§ Short problem: Leaving the pictures aside, transcribe every line below exactly.

§ Recorded data:
* BEGIN *
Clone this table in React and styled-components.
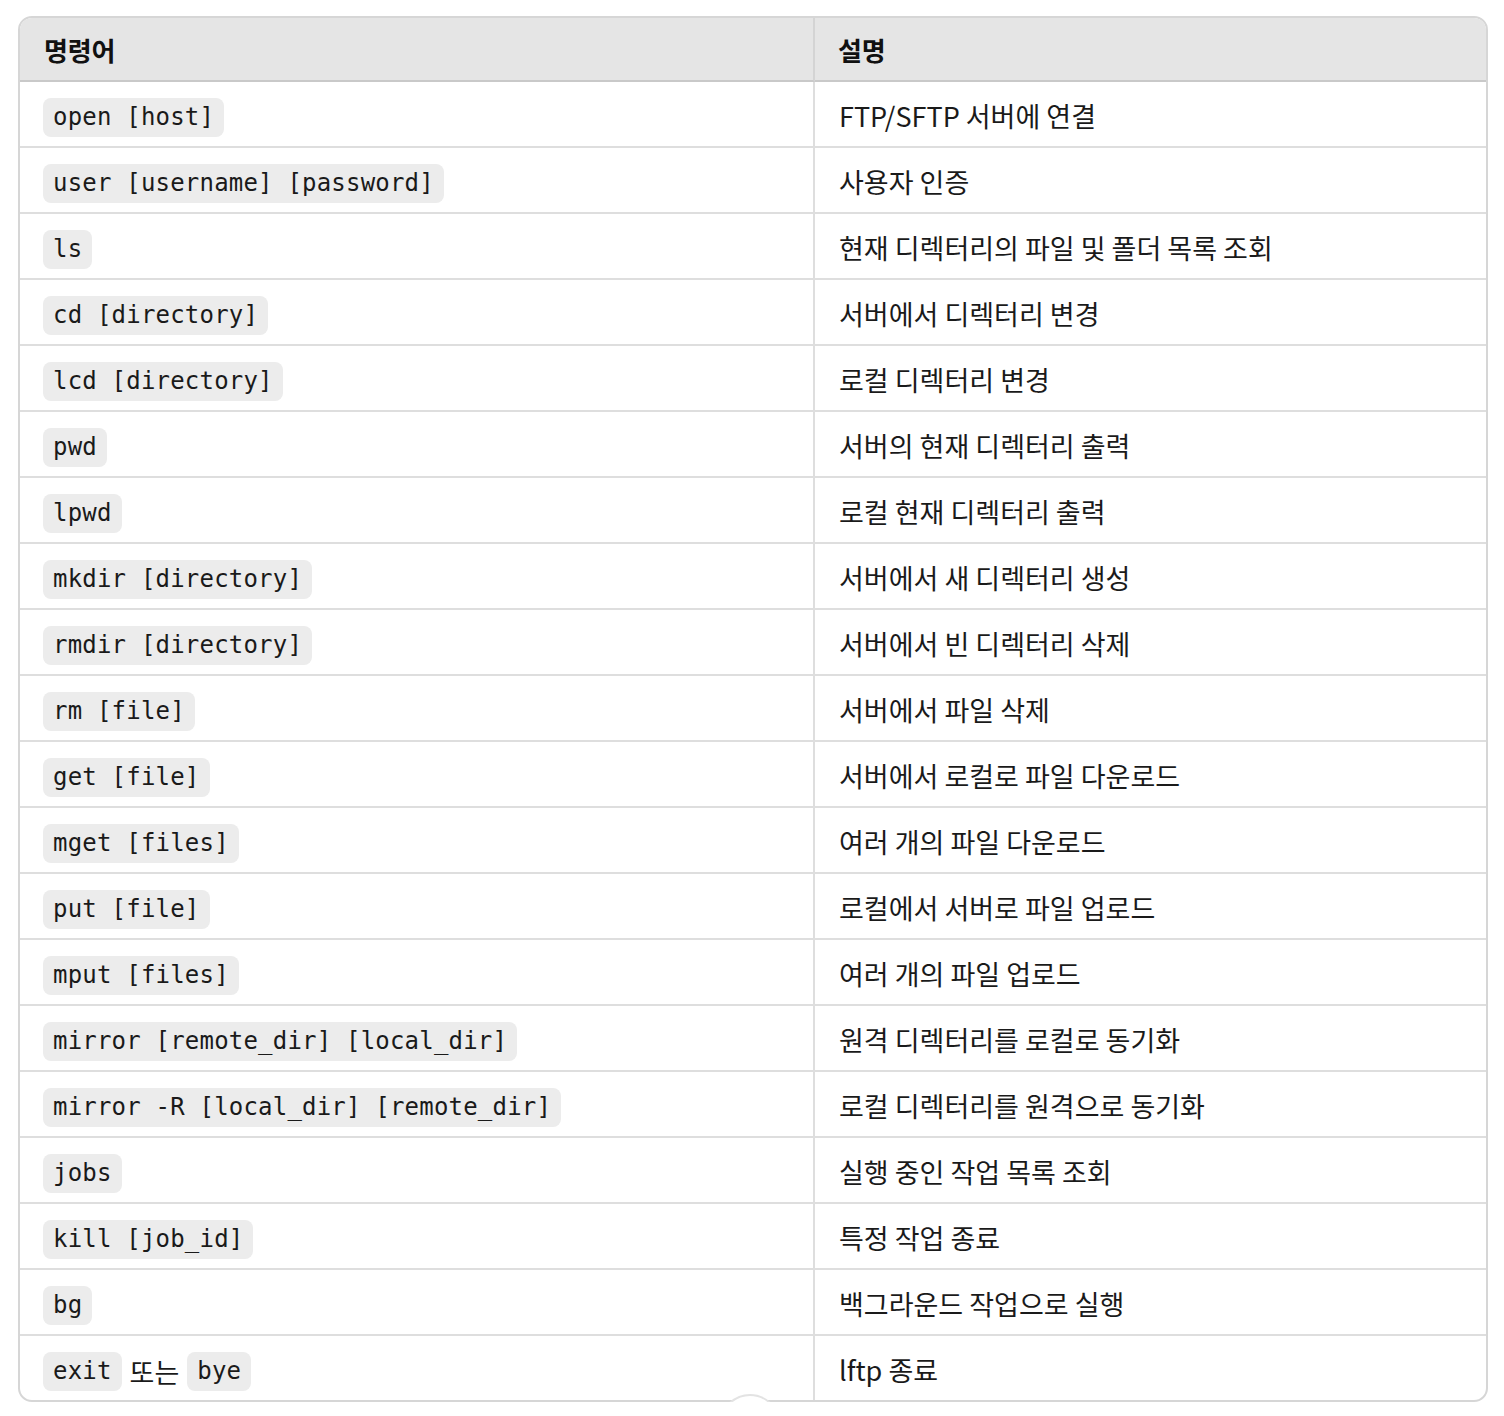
import React from "react";
import styled, { createGlobalStyle } from "styled-components";
import { ArrowDown } from "lucide-react";

const Global = createGlobalStyle`
  html, body { margin: 0; padding: 0; background: #ffffff; }
  body { font-family: "Noto Sans CJK KR", "Noto Sans", sans-serif; color: #1a1a1a; }
`;

const Page = styled.div`
  padding: 16px 16px 0 18px;
`;

const Frame = styled.div`
  position: relative;
`;

const TableBox = styled.div`
  border: 2px solid #d6d6d6;
  border-radius: 14px;
  overflow: hidden;
`;

const Table = styled.table`
  width: 100%;
  border-collapse: separate;
  border-spacing: 0;
  table-layout: fixed;
`;

const Col = styled.col`
  width: ${(p) => p.$w || "auto"};
`;

const Th = styled.th`
  box-sizing: border-box;
  height: 64px;
  background: #e5e5e5;
  border-bottom: 2px solid #c9c9c9;
  border-right: ${(p) => (p.$first ? "2px solid #d4d4d4" : "none")};
  text-align: left;
  padding: 0 0 0 ${(p) => (p.$first ? "24px" : "23px")};
  font-size: 26px;
  font-weight: 600;
  letter-spacing: -0.2px;
  color: #111;
`;

const Td = styled.td`
  box-sizing: border-box;
  height: ${(p) => (p.$last ? "64px" : "66px")};
  padding: 0 0 0 ${(p) => (p.$first ? "23px" : "24px")};
  border-bottom: ${(p) => (p.$last ? "none" : "2px solid #dedede")};
  border-right: ${(p) => (p.$first ? "2px solid #dedede" : "none")};
  font-size: 27px;
  color: #1a1a1a;
  vertical-align: middle;
`;

const Desc = styled.span`
  position: relative;
  top: 1px;
`;

const Code = styled.code`
  display: inline-block;
  font-family: "DejaVu Sans Mono", "Liberation Mono", monospace;
  font-size: 24px;
  letter-spacing: 0.2px;
  line-height: 39px;
  height: 39px;
  padding: 0 10px;
  margin-top: 6px;
  border-radius: 8px;
  background: #ececec;
  color: #1a1a1a;
  white-space: pre;
  vertical-align: middle;
`;

const Joiner = styled.span`
  margin: 0 8px;
  font-size: 27px;
  vertical-align: middle;
  position: relative;
  top: 3px;
`;

const ScrollButton = styled.button`
  position: absolute;
  left: 702px;
  top: 1378px;
  width: 60px;
  height: 60px;
  border-radius: 50%;
  background: #ffffff;
  border: 2px solid #e3e3e3;
  display: flex;
  align-items: center;
  justify-content: center;
  padding: 0 0 8px 0;
  color: #111;
`;

const rows = [
  [["open [host]"], "FTP/SFTP 서버에 연결"],
  [["user [username] [password]"], "사용자 인증"],
  [["ls"], "현재 디렉터리의 파일 및 폴더 목록 조회"],
  [["cd [directory]"], "서버에서 디렉터리 변경"],
  [["lcd [directory]"], "로컬 디렉터리 변경"],
  [["pwd"], "서버의 현재 디렉터리 출력"],
  [["lpwd"], "로컬 현재 디렉터리 출력"],
  [["mkdir [directory]"], "서버에서 새 디렉터리 생성"],
  [["rmdir [directory]"], "서버에서 빈 디렉터리 삭제"],
  [["rm [file]"], "서버에서 파일 삭제"],
  [["get [file]"], "서버에서 로컬로 파일 다운로드"],
  [["mget [files]"], "여러 개의 파일 다운로드"],
  [["put [file]"], "로컬에서 서버로 파일 업로드"],
  [["mput [files]"], "여러 개의 파일 업로드"],
  [["mirror [remote_dir] [local_dir]"], "원격 디렉터리를 로컬로 동기화"],
  [["mirror -R [local_dir] [remote_dir]"], "로컬 디렉터리를 원격으로 동기화"],
  [["jobs"], "실행 중인 작업 목록 조회"],
  [["kill [job_id]"], "특정 작업 종료"],
  [["bg"], "백그라운드 작업으로 실행"],
  [["exit", "bye"], "lftp 종료"],
];

export default function App() {
  return (
    <>
      <Global />
      <Page>
        <Frame>
          <TableBox>
            <Table>
              <colgroup>
                <Col $w="795px" />
                <Col />
              </colgroup>
              <thead>
                <tr>
                  <Th $first>명령어</Th>
                  <Th>설명</Th>
                </tr>
              </thead>
              <tbody>
                {rows.map(([codes, desc], i) => {
                  const last = i === rows.length - 1;
                  return (
                    <tr key={i}>
                      <Td $first $last={last}>
                        {codes.length === 2 ? (
                          <>
                            <Code>{codes[0]}</Code>
                            <Joiner>또는</Joiner>
                            <Code>{codes[1]}</Code>
                          </>
                        ) : (
                          <Code>{codes[0]}</Code>
                        )}
                      </Td>
                      <Td $last={last}>
                        <Desc>{desc}</Desc>
                      </Td>
                    </tr>
                  );
                })}
              </tbody>
            </Table>
          </TableBox>
          <ScrollButton aria-label="scroll down">
            <ArrowDown size={28} strokeWidth={2.4} />
          </ScrollButton>
        </Frame>
      </Page>
    </>
  );
}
* END *
§ Result of the task:
Clone this table in React and styled-components.
import React from "react";
import styled, { createGlobalStyle } from "styled-components";
import { ArrowDown } from "lucide-react";

const Global = createGlobalStyle`
  html, body { margin: 0; padding: 0; background: #ffffff; }
  body { font-family: "Noto Sans CJK KR", "Noto Sans", sans-serif; color: #1a1a1a; }
`;

const Page = styled.div`
  padding: 16px 16px 0 18px;
`;

const Frame = styled.div`
  position: relative;
`;

const TableBox = styled.div`
  border: 2px solid #d6d6d6;
  border-radius: 14px;
  overflow: hidden;
`;

const Table = styled.table`
  width: 100%;
  border-collapse: separate;
  border-spacing: 0;
  table-layout: fixed;
`;

const Col = styled.col`
  width: ${(p) => p.$w || "auto"};
`;

const Th = styled.th`
  box-sizing: border-box;
  height: 64px;
  background: #e5e5e5;
  border-bottom: 2px solid #c9c9c9;
  border-right: ${(p) => (p.$first ? "2px solid #d4d4d4" : "none")};
  text-align: left;
  padding: 0 0 0 ${(p) => (p.$first ? "24px" : "23px")};
  font-size: 26px;
  font-weight: 600;
  letter-spacing: -0.2px;
  color: #111;
`;

const Td = styled.td`
  box-sizing: border-box;
  height: ${(p) => (p.$last ? "64px" : "66px")};
  padding: 0 0 0 ${(p) => (p.$first ? "23px" : "24px")};
  border-bottom: ${(p) => (p.$last ? "none" : "2px solid #dedede")};
  border-right: ${(p) => (p.$first ? "2px solid #dedede" : "none")};
  font-size: 27px;
  color: #1a1a1a;
  vertical-align: middle;
`;

const Desc = styled.span`
  position: relative;
  top: 1px;
`;

const Code = styled.code`
  display: inline-block;
  font-family: "DejaVu Sans Mono", "Liberation Mono", monospace;
  font-size: 24px;
  letter-spacing: 0.2px;
  line-height: 39px;
  height: 39px;
  padding: 0 10px;
  margin-top: 6px;
  border-radius: 8px;
  background: #ececec;
  color: #1a1a1a;
  white-space: pre;
  vertical-align: middle;
`;

const Joiner = styled.span`
  margin: 0 8px;
  font-size: 27px;
  vertical-align: middle;
  position: relative;
  top: 3px;
`;

const ScrollButton = styled.button`
  position: absolute;
  left: 702px;
  top: 1378px;
  width: 60px;
  height: 60px;
  border-radius: 50%;
  background: #ffffff;
  border: 2px solid #e3e3e3;
  display: flex;
  align-items: center;
  justify-content: center;
  padding: 0 0 8px 0;
  color: #111;
`;

const rows = [
  [["open [host]"], "FTP/SFTP 서버에 연결"],
  [["user [username] [password]"], "사용자 인증"],
  [["ls"], "현재 디렉터리의 파일 및 폴더 목록 조회"],
  [["cd [directory]"], "서버에서 디렉터리 변경"],
  [["lcd [directory]"], "로컬 디렉터리 변경"],
  [["pwd"], "서버의 현재 디렉터리 출력"],
  [["lpwd"], "로컬 현재 디렉터리 출력"],
  [["mkdir [directory]"], "서버에서 새 디렉터리 생성"],
  [["rmdir [directory]"], "서버에서 빈 디렉터리 삭제"],
  [["rm [file]"], "서버에서 파일 삭제"],
  [["get [file]"], "서버에서 로컬로 파일 다운로드"],
  [["mget [files]"], "여러 개의 파일 다운로드"],
  [["put [file]"], "로컬에서 서버로 파일 업로드"],
  [["mput [files]"], "여러 개의 파일 업로드"],
  [["mirror [remote_dir] [local_dir]"], "원격 디렉터리를 로컬로 동기화"],
  [["mirror -R [local_dir] [remote_dir]"], "로컬 디렉터리를 원격으로 동기화"],
  [["jobs"], "실행 중인 작업 목록 조회"],
  [["kill [job_id]"], "특정 작업 종료"],
  [["bg"], "백그라운드 작업으로 실행"],
  [["exit", "bye"], "lftp 종료"],
];

export default function App() {
  return (
    <>
      <Global />
      <Page>
        <Frame>
          <TableBox>
            <Table>
              <colgroup>
                <Col $w="795px" />
                <Col />
              </colgroup>
              <thead>
                <tr>
                  <Th $first>명령어</Th>
                  <Th>설명</Th>
                </tr>
              </thead>
              <tbody>
                {rows.map(([codes, desc], i) => {
                  const last = i === rows.length - 1;
                  return (
                    <tr key={i}>
                      <Td $first $last={last}>
                        {codes.length === 2 ? (
                          <>
                            <Code>{codes[0]}</Code>
                            <Joiner>또는</Joiner>
                            <Code>{codes[1]}</Code>
                          </>
                        ) : (
                          <Code>{codes[0]}</Code>
                        )}
                      </Td>
                      <Td $last={last}>
                        <Desc>{desc}</Desc>
                      </Td>
                    </tr>
                  );
                })}
              </tbody>
            </Table>
          </TableBox>
          <ScrollButton aria-label="scroll down">
            <ArrowDown size={28} strokeWidth={2.4} />
          </ScrollButton>
        </Frame>
      </Page>
    </>
  );
}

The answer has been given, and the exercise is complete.